→ **TASK OBJECTIVE**
Search the records that follow and extract every line containing the string "recreates".

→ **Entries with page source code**

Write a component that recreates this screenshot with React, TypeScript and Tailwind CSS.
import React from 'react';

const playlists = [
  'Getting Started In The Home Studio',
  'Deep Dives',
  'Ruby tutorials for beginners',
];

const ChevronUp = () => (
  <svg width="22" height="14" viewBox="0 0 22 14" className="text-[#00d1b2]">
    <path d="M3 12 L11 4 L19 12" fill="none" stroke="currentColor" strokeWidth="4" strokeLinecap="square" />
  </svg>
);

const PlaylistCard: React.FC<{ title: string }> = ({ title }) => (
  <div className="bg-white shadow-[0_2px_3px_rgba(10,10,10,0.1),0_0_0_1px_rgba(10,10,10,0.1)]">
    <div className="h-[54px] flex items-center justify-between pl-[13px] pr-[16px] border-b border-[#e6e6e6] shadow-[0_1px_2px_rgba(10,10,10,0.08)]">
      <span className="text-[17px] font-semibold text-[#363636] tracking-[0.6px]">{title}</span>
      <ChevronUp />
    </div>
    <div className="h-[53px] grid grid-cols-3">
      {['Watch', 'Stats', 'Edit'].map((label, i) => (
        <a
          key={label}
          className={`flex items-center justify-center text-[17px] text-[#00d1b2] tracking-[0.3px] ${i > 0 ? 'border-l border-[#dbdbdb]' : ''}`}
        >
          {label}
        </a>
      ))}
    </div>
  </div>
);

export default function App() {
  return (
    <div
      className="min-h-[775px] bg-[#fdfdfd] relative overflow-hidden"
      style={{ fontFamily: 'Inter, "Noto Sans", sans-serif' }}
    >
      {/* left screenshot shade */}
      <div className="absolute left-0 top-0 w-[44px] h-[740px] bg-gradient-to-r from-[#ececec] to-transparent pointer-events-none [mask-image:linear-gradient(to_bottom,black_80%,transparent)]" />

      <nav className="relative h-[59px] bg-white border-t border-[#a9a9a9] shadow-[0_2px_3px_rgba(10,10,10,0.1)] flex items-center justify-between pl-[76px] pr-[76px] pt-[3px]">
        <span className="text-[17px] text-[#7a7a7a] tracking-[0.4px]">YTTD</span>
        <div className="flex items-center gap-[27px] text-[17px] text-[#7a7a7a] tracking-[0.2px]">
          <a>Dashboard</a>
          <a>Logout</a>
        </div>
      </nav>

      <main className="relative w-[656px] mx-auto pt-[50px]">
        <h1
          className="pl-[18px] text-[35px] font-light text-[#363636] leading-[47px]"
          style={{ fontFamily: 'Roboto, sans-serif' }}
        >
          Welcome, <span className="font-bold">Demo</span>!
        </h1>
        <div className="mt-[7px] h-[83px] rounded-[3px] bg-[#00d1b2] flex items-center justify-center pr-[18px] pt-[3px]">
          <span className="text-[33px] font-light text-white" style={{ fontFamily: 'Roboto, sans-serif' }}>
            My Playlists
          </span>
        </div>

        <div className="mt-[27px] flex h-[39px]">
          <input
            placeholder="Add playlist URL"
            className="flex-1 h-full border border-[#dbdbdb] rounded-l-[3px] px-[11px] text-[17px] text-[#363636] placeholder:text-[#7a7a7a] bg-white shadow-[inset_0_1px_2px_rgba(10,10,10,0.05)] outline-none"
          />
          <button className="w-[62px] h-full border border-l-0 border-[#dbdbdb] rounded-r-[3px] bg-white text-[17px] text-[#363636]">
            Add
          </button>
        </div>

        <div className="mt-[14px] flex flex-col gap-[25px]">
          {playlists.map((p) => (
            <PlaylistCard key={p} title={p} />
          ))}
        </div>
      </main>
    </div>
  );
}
...
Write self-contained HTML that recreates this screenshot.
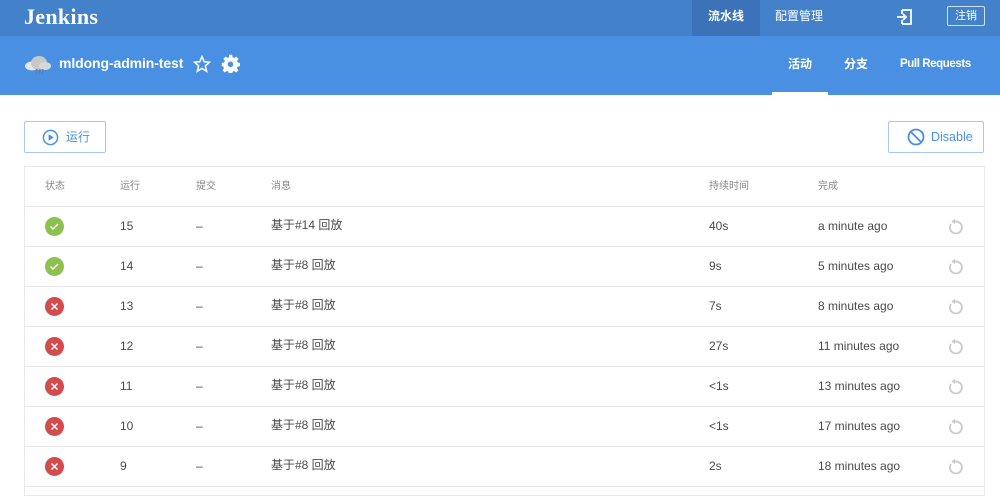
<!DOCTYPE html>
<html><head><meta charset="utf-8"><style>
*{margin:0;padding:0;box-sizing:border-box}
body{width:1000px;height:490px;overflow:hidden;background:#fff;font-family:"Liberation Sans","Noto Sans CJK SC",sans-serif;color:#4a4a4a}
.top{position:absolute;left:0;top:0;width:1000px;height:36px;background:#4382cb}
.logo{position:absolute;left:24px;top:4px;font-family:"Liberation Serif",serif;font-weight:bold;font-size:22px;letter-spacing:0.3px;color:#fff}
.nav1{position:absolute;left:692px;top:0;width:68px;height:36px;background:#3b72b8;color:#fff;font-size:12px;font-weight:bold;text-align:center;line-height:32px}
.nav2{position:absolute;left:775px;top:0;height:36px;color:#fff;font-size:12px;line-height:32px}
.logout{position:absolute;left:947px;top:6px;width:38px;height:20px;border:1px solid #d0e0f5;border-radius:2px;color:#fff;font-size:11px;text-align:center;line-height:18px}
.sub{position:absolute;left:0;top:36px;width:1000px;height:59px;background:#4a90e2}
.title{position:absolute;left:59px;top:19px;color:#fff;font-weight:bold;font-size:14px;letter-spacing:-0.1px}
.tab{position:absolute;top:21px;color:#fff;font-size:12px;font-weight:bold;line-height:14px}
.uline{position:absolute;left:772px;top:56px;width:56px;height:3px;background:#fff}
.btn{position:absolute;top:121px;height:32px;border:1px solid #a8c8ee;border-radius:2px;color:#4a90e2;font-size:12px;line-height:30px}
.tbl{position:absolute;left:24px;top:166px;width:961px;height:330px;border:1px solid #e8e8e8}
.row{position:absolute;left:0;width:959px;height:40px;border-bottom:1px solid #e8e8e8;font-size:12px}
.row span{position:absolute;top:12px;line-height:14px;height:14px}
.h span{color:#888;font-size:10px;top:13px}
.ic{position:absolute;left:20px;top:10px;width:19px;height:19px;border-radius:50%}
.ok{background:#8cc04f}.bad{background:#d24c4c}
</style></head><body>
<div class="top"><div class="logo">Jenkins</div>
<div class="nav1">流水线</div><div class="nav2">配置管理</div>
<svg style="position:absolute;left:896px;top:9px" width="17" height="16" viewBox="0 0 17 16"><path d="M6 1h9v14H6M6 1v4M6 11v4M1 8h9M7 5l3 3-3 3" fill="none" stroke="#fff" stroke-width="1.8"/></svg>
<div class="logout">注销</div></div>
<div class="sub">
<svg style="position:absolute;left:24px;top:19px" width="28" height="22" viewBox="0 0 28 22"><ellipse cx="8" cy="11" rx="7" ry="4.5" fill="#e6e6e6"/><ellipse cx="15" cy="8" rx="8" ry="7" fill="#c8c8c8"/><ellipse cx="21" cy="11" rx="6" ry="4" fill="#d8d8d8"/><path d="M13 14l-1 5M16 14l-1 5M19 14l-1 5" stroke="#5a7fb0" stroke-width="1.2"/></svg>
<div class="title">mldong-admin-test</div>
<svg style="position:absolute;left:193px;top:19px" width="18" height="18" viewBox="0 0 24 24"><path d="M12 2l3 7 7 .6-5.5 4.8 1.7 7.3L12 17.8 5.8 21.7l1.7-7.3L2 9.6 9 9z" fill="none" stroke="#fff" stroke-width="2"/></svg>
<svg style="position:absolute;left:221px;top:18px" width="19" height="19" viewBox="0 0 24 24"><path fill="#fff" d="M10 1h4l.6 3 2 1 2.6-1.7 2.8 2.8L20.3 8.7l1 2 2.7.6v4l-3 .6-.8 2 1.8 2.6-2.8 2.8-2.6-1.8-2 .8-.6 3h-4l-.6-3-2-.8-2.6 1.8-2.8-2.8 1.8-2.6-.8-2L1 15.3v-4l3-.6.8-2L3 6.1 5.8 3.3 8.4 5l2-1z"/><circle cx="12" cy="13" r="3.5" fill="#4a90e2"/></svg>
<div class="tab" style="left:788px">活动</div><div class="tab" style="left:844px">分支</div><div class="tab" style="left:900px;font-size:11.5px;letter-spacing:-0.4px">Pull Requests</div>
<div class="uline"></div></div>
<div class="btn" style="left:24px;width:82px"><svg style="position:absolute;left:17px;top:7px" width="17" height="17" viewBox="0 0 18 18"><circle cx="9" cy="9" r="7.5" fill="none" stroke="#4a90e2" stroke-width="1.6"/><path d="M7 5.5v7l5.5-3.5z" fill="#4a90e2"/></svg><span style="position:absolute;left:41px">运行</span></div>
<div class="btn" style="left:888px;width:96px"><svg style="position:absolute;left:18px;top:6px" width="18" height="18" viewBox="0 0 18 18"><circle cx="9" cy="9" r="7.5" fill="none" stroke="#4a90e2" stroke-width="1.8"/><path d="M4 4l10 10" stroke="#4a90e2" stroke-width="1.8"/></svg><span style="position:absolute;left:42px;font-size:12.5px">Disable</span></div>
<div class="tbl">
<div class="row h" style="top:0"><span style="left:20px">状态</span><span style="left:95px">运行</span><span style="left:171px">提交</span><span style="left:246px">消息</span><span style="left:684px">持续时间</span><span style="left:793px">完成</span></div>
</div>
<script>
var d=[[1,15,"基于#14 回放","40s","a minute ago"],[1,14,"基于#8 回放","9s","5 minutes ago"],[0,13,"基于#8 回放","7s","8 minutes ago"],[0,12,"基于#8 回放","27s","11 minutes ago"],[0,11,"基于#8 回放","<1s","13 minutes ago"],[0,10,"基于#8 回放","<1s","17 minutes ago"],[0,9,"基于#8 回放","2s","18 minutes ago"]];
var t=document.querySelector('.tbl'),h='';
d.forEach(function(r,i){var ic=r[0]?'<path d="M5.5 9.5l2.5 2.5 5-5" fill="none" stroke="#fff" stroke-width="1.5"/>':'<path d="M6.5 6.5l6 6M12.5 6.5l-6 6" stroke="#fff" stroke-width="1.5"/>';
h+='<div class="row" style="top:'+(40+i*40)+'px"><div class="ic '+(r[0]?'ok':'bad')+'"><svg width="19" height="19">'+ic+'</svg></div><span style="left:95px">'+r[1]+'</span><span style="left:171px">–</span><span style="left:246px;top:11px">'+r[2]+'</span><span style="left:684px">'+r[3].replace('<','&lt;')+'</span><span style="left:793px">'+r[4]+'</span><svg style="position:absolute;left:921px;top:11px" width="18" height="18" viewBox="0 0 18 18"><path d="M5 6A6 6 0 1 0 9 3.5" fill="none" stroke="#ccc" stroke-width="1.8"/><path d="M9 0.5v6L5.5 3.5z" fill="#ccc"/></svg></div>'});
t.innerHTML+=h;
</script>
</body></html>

→ **RESULT OF THE TASK**
Write a component that recreates this screenshot with React, TypeScript and Tailwind CSS.
Write self-contained HTML that recreates this screenshot.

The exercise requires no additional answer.